A Photochromic Organic–Inorganic Hybrid Schiff Base Metal Halide Ferroelectric

Integration of photochromism and ferroelectricity in one material is significant for not only an in-depth understanding of the physiochemical process but also advances in multipurpose optoelectronic devices. Research on the combination of them has been mainly constrained in ferroelectric liquid crystals doped with photochromic components, ferroelectric ceramics doped with rare-earth ions, and single-component organic photochromic crystals, leading to scant material diversity and limited application range.
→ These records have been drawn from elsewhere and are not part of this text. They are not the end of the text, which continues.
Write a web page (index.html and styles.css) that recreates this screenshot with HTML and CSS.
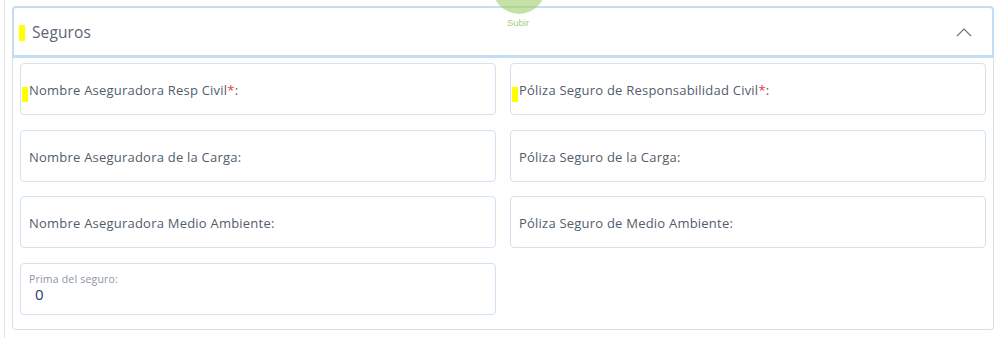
FILE: index.html
```html
<!DOCTYPE html>
<html lang="es">
<head>
    <meta charset="UTF-8">
    <meta name="viewport" content="width=device-width, initial-scale=1.0">
    <title>Seguros</title>
    <link rel="stylesheet" href="styles.css">
</head>
<body>
    <div class="page">
        <a class="subir" href="#">
            <span class="subir-dot"></span>
            <span class="subir-text">Subir</span>
        </a>
        <div class="panel">
            <div class="panel-head">
                <span class="mark mark-head"></span>
                <span class="panel-title">Seguros</span>
                <svg class="chevron" width="16" height="10" viewBox="0 0 16 10">
                    <path d="M1 9 L8 2 L15 9" fill="none" stroke="#6b7482" stroke-width="1.2"/>
                </svg>
            </div>
            <div class="panel-body">
                <div class="field">
                    <span class="mark"></span>
                    <label>Nombre Aseguradora Resp Civil<span class="req">*</span>:</label>
                </div>
                <div class="field">
                    <span class="mark"></span>
                    <label>Póliza Seguro de Responsabilidad Civil<span class="req">*</span>:</label>
                </div>
                <div class="field">
                    <label>Nombre Aseguradora de la Carga:</label>
                </div>
                <div class="field">
                    <label>Póliza Seguro de la Carga:</label>
                </div>
                <div class="field">
                    <label>Nombre Aseguradora Medio Ambiente:</label>
                </div>
                <div class="field">
                    <label>Póliza Seguro de Medio Ambiente:</label>
                </div>
                <div class="field field-input">
                    <span class="small-label">Prima del seguro:</span>
                    <span class="value">0</span>
                </div>
            </div>
        </div>
    </div>
</body>
</html>
```

FILE: styles.css
```css
body {
    margin: 0;
    padding: 0;
    background: #fff;
    font-family: "Open Sans", sans-serif;
    color: #566172;
}
.page {
    position: relative;
    margin-left: 4px;
    min-height: 338px;
    border-left: 1px solid #e1e1e1;
    padding: 6px 10px 0 7px;
}
.subir {
    position: absolute;
    top: 0;
    left: 485px;
    width: 56px;
    text-decoration: none;
    text-align: center;
    z-index: 2;
}
.subir-dot {
    position: absolute;
    top: -42px;
    left: 2px;
    width: 54px;
    height: 56px;
    border-radius: 50%;
    background: rgba(158, 207, 104, 0.6);
}
.subir-text {
    position: relative;
    display: block;
    padding-top: 17px;
    font-family: "Liberation Sans", Arial, sans-serif;
    font-size: 9.5px;
    color: #9fd07c;
}
.panel {
    width: 982px;
}
.panel-head {
    position: relative;
    display: flex;
    align-items: center;
    height: 47px;
    border: 2px solid #c2ddf4;
    border-bottom-width: 3px;
    border-radius: 4px 4px 0 0;
    padding-left: 18px;
}
.panel-title {
    font-size: 15.5px;
    color: #5b6576;
    letter-spacing: 0.1px;
}
.chevron {
    margin-left: auto;
    margin-right: 20px;
}
.mark {
    position: absolute;
    left: 1px;
    top: 23px;
    width: 6px;
    height: 15px;
    background: #ffff00;
}
.mark-head {
    left: 5px;
    top: 17px;
    height: 16px;
}
.panel-body {
    display: grid;
    grid-template-columns: 476px 476px;
    column-gap: 14px;
    row-gap: 14.7px;
    border: 1px solid #dedede;
    border-top: none;
    border-radius: 0 0 4px 4px;
    padding: 5px 7px 14px 7px;
}
.field {
    position: relative;
    box-sizing: border-box;
    height: 52px;
    border: 1px solid #d3e2f0;
    border-radius: 4px;
    padding: 14px 8px 0 8px;
}
.field label {
    font-size: 13px;
    font-weight: 500;
    color: #525d6d;
    letter-spacing: 0.22px;
}
.req {
    color: #e8383b;
}
.field-input {
    padding-top: 8px;
}
.small-label {
    display: block;
    font-size: 10.5px;
    color: #8d96a4;
    letter-spacing: 0.2px;
}
.value {
    display: block;
    padding-left: 6px;
    font-size: 15px;
    line-height: 17px;
    color: #213c66;
}
```
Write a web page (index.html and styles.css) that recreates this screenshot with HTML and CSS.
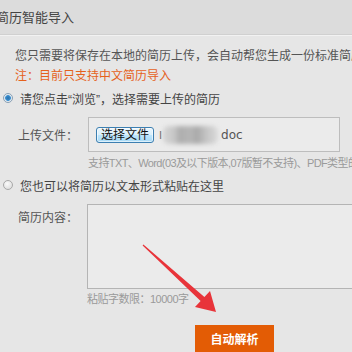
FILE: index.html
```html
<!DOCTYPE html>
<html>
<head>
<meta charset="utf-8">
<link rel="stylesheet" href="styles.css">
</head>
<body>
<div class="page">
  <div class="header"><span class="title">简历智能导入</span></div>
  <div class="main">
    <p class="intro">您只需要将保存在本地的简历上传，会自动帮您生成一份标准简历</p>
    <p class="note">注：目前只支持中文简历导入</p>
    <div class="option">
      <span class="radio checked"></span>
      <span>请您点击“浏览”，选择需要上传的简历</span>
    </div>
    <div class="field upload">
      <span class="label">上传文件：</span>
      <div class="filebox">
        <span class="filebtn">选择文件</span>
        <span class="fname-i">I</span>
        <span class="blurred"></span>
        <span class="ext">doc</span>
      </div>
    </div>
    <p class="hint">支持TXT、Word(03及以下版本,07版暂不支持)、PDF类型的</p>
    <div class="option second">
      <span class="radio"></span>
      <span>您也可以将简历以文本形式粘贴在这里</span>
    </div>
    <div class="field paste">
      <span class="label">简历内容：</span>
      <div class="textarea"></div>
    </div>
    <p class="hint limit">粘贴字数限：10000字</p>
    <div class="actions">
      <span class="submit">自动解析</span>
    </div>
  </div>
  <svg class="arrow" width="352" height="352" viewBox="0 0 352 352">
    <polygon points="142.6,245.5 143.4,244.5 204.4,297.0 210,291 216,312 195,307 200.6,300.9" fill="#e8343a"/>
  </svg>
</div>
</body>
</html>
```
FILE: styles.css
```css
html, body {
  margin: 0;
  padding: 0;
  background: #e6e6e6;
}
body {
  font-family: "Liberation Sans", "Noto Sans CJK SC", sans-serif;
  font-size: 12px;
  color: #555;
  overflow: hidden;
  width: 352px;
  height: 352px;
}
.page {
  position: relative;
  width: 352px;
  height: 352px;
  overflow: hidden;
}
.header {
  height: 35px;
  background: #dcdcdc;
  border-bottom: 1px solid #f2f2f2;
  box-shadow: inset 0 -1px 0 #d0d0d0;
  display: flex;
  align-items: center;
}
.title {
  margin-left: -4px;
  margin-top: -3px;
  font-size: 13px;
  color: #444;
}
.main {
  padding-top: 10px;
}
p {
  margin: 0;
}
.intro, .note {
  padding-left: 15px;
  line-height: 20px;
  white-space: nowrap;
}
.note {
  color: #e5621c;
}
.option {
  display: flex;
  align-items: center;
  height: 20px;
  margin-top: 2px;
  padding-left: 3px;
  color: #444;
  white-space: nowrap;
}
.option.second {
  margin-top: 4px;
}
.radio {
  width: 8px;
  height: 8px;
  border-radius: 50%;
  border: 1px solid #a8a8a8;
  background: radial-gradient(circle at 40% 35%, #fafafa, #d6d6d6);
  margin-right: 7px;
  flex: none;
}
.radio.checked {
  border-color: #8aa0b4;
  background: radial-gradient(circle, #2a6fa8 0, #3a8fd0 2.5px, #dde6ee 3.2px, #f4f4f4 5px);
}
.field {
  display: flex;
  padding-left: 18px;
}
.label {
  width: 70px;
  flex: none;
  color: #555;
  white-space: nowrap;
}
.upload {
  margin-top: 9px;
  align-items: center;
}
.filebox {
  width: 243px;
  height: 33px;
  border: 1px solid #bdbdbd;
  background: #ebebeb;
  display: flex;
  align-items: center;
  padding-left: 7px;
  box-sizing: content-box;
}
.filebtn {
  width: 56px;
  height: 14px;
  border: 1px solid #3c7fb1;
  border-radius: 3px;
  background: linear-gradient(#eaf6fd, #d9f0fc 50%, #bee6fd 51%, #a7d9f5);
  color: #111;
  font-size: 12px;
  line-height: 14px;
  text-align: center;
  flex: none;
  box-shadow: inset 0 0 0 1px rgba(255,255,255,0.6);
}
.fname-i {
  margin-left: 5px;
  color: #666;
  font-size: 11px;
}
.blurred {
  width: 55px;
  height: 18px;
  margin-left: 1px;
  background: linear-gradient(90deg, #d4d4d4 0, #c8c8c8 20%, #aeaeae 30%, #b6b6b6 50%, #a9a9a9 62%, #c4c4c4 78%, #dadada 100%);
  filter: blur(2px);
  border-radius: 6px;
}
.ext {
  margin-left: 3px;
  font-family: "DejaVu Sans", sans-serif;
  font-size: 12px;
  color: #555;
}
.hint {
  padding-left: 88px;
  margin-top: 3px;
  font-size: 11px;
  letter-spacing: -0.6px;
  line-height: 16px;
  color: #9a9a9a;
  white-space: nowrap;
}
.paste {
  margin-top: 9px;
  align-items: flex-start;
}
.paste .label {
  width: 69px;
  line-height: 20px;
  padding-top: 4px;
}
.textarea {
  width: 280px;
  height: 83px;
  border: 1px solid #b4b4b4;
  background: #ebebeb;
  flex: none;
}
.limit {
  padding-left: 87px;
  margin-top: 2px;
  letter-spacing: -0.5px;
}
.actions {
  margin-top: 18px;
  padding-left: 195px;
}
.submit {
  display: block;
  width: 79px;
  height: 30px;
  background: #e35c05;
  color: #fff;
  font-weight: bold;
  text-align: center;
  line-height: 30px;
  font-size: 12px;
}
.arrow {
  position: absolute;
  left: 0;
  top: 0;
  pointer-events: none;
}
```
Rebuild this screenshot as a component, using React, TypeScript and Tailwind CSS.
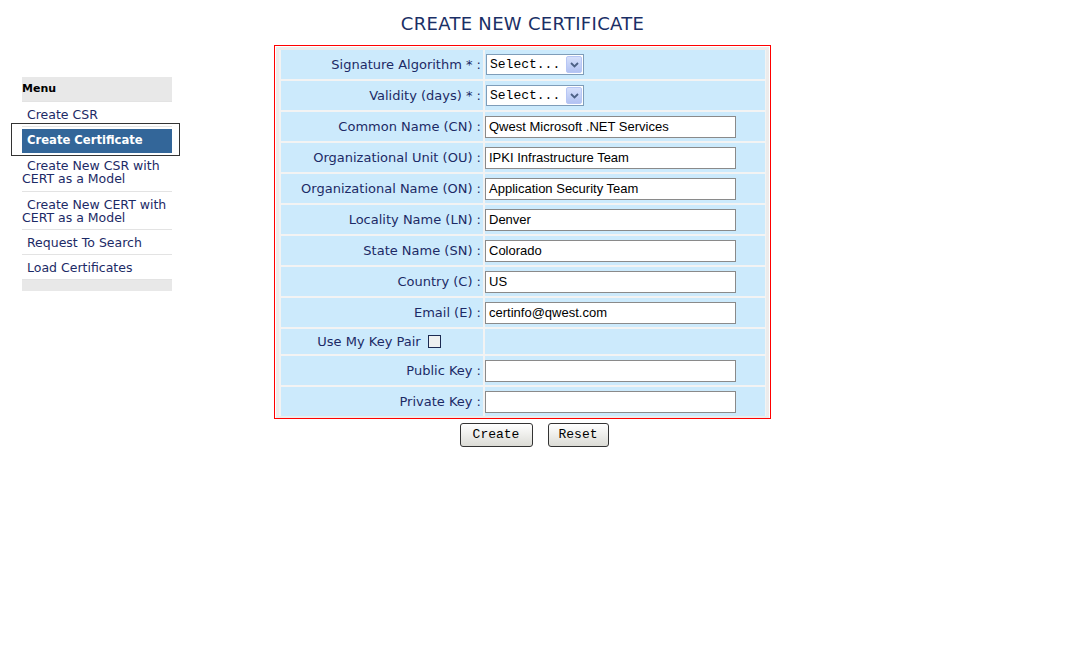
import React from 'react';

const menuItems = [
  { label: 'Create CSR', pb: 'pb-[5px]' },
  { label: 'Create Certificate', active: true, pb: '' },
  { label: 'Create New CSR with CERT as a Model', pb: 'pb-[6px]' },
  { label: 'Create New CERT with CERT as a Model', pb: 'pb-[5px]' },
  { label: 'Request To Search', pb: 'pb-[5px]' },
  { label: 'Load Certificates', pb: 'pb-[5px]' },
];

const fields = [
  { label: 'Common Name (CN)', value: 'Qwest Microsoft .NET Services' },
  { label: 'Organizational Unit (OU)', value: 'IPKI Infrastructure Team' },
  { label: 'Organizational Name (ON)', value: 'Application Security Team' },
  { label: 'Locality Name (LN)', value: 'Denver' },
  { label: 'State Name (SN)', value: 'Colorado' },
  { label: 'Country (C)', value: 'US' },
  { label: 'Email (E)', value: 'certinfo@qwest.com' },
];

function SelectBox() {
  return (
    <div className="ml-[1px] flex h-[21px] w-[98px] items-center border border-[#7f9db9] bg-white pl-[3px] pr-[1px]">
      <span className="flex-1 font-['Liberation_Mono',monospace] text-[13px] leading-none text-black">Select...</span>
      <span className="flex h-[17px] w-[16px] items-center justify-center rounded-[2px] border border-[#b7c6f5] bg-gradient-to-b from-[#d6e0fb] to-[#b2c2f2]">
        <svg width="9" height="6" viewBox="0 0 9 6">
          <path d="M1 1 L4.5 4.5 L8 1" fill="none" stroke="#4d6185" strokeWidth="1.8" />
        </svg>
      </span>
    </div>
  );
}

function TextBox({ value = '' }: { value?: string }) {
  return (
    <div className="flex h-[22px] w-[251px] items-center border border-[#8a8a8a] bg-white pl-[3px] font-['Liberation_Sans',Arial,sans-serif] text-[13px] text-black">
      {value}
    </div>
  );
}

function Row({ label, children }: { label: React.ReactNode; children?: React.ReactNode }) {
  return (
    <div className="flex h-[29px] gap-[2px]">
      <div className="flex w-[202px] items-center justify-end bg-[#cceafc] pr-[2px] text-[13px] text-[#1c2a66]">
        {label}
      </div>
      <div className="flex flex-1 items-center bg-[#cceafc]">{children}</div>
    </div>
  );
}

export default function App() {
  return (
    <div className="min-h-screen bg-white font-['DejaVu_Sans',Verdana,sans-serif]">
      <div className="flex">
        {/* Side menu */}
        <nav className="relative ml-[22px] mt-[77px] w-[150px]">
          <div className="flex h-[25px] items-center border-b border-[#e3e3e3] bg-[#e8e8e8] text-[11px] font-bold text-black">Menu</div>
          {menuItems.map((item) =>
            item.active ? (
              <div key={item.label} className="relative pt-[2px]">
                <div className="flex h-[24px] items-center bg-[#336699] pl-[5px] text-[11.6px] font-bold text-white">
                  {item.label}
                </div>
                {/* highlight outline */}
                <div className="absolute -left-[11px] -right-[8px] -top-[4px] -bottom-[3px] border border-[#333]" />
              </div>
            ) : (
              <div
                key={item.label}
                className={`border-b border-[#e3e3e3] pt-[6px] indent-[5px] text-[12.5px] leading-[13px] text-[#1c2a66] ${item.pb}`}
              >
                {item.label}
              </div>
            )
          )}
          <div className="h-[11px] bg-[#e8e8e8]" />
        </nav>

        {/* Main form */}
        <main className="ml-[102px] w-[497px]">
          <h1 className="mt-[14px] mb-[11px] text-center text-[18px] leading-[20px] tracking-[0.3px] text-[#1a2f66]">CREATE NEW CERTIFICATE</h1>
          <div className="border border-[#ff0000] bg-white p-[1px] pb-0">
            <div className="flex flex-col gap-[2px] border-[3px] border-b-[2px] border-[#ececec] bg-[#f3f3f3] pl-[2px] pr-[1px]">
              <Row label="Signature Algorithm * :">
                <SelectBox />
              </Row>
              <Row label="Validity (days) * :">
                <SelectBox />
              </Row>
              {fields.map((f) => (
                <Row key={f.label} label={`${f.label} :`}>
                  <TextBox value={f.value} />
                </Row>
              ))}
              <div className="flex h-[25px] gap-[2px]">
                <div className="flex w-[202px] items-center justify-center gap-[7px] bg-[#cceafc] pr-[6px] text-[13px] text-[#1c2a66]">
                  Use My Key Pair
                  <span className="h-[13px] w-[13px] border border-[#1c2a51] bg-[#eef0f0]" />
                </div>
                <div className="flex-1 bg-[#cceafc]" />
              </div>
              <Row label="Public Key :">
                <TextBox />
              </Row>
              <Row label="Private Key :">
                <TextBox />
              </Row>
            </div>
          </div>
          <div className="mt-[4px] flex justify-center gap-[15px] pl-[23px]">
            <button className="h-[24px] w-[73px] rounded-[3px] border border-[#333] bg-gradient-to-b from-[#ffffff] to-[#dcdcd6] font-['Liberation_Mono',monospace] text-[13px] text-black">
              Create
            </button>
            <button className="h-[24px] w-[61px] rounded-[3px] border border-[#333] bg-gradient-to-b from-[#ffffff] to-[#dcdcd6] font-['Liberation_Mono',monospace] text-[13px] text-black">
              Reset
            </button>
          </div>
        </main>
      </div>
    </div>
  );
}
Recently booming organic–inorganic hybrid materials may serve as potential candidates for neoteric photochromic ferroelectrics due to their species diversity, easy chemical fabrication, and versatile physical properties. In this work, two new organic–inorganic hybrid metal halide Schiff base derivatives of [SAPD]2CdX4 (SAPD = 1-((2-hydroxybenzylidene)­amino)­pyridin-1-ium, X = Br and I) have been successfully synthesized. Both of them present reversible photochromism, originating from the photoinduced proton transfer and structural isomerization. More interestingly, [SAPD]2CdI4 exhibits room-temperature ferroelectricity, which has extended the photochromic ferroelectric family. Besides, optically controlled polarization switching has been achieved in [SAPD]2CdI4, demonstrating the ability of modulation of ferroelectricity via a photoinduced structural change. This work provides inspiration for the combination of functionalities in hybrid materials, which holds great potential for intriguing optoelectronic integrated applications.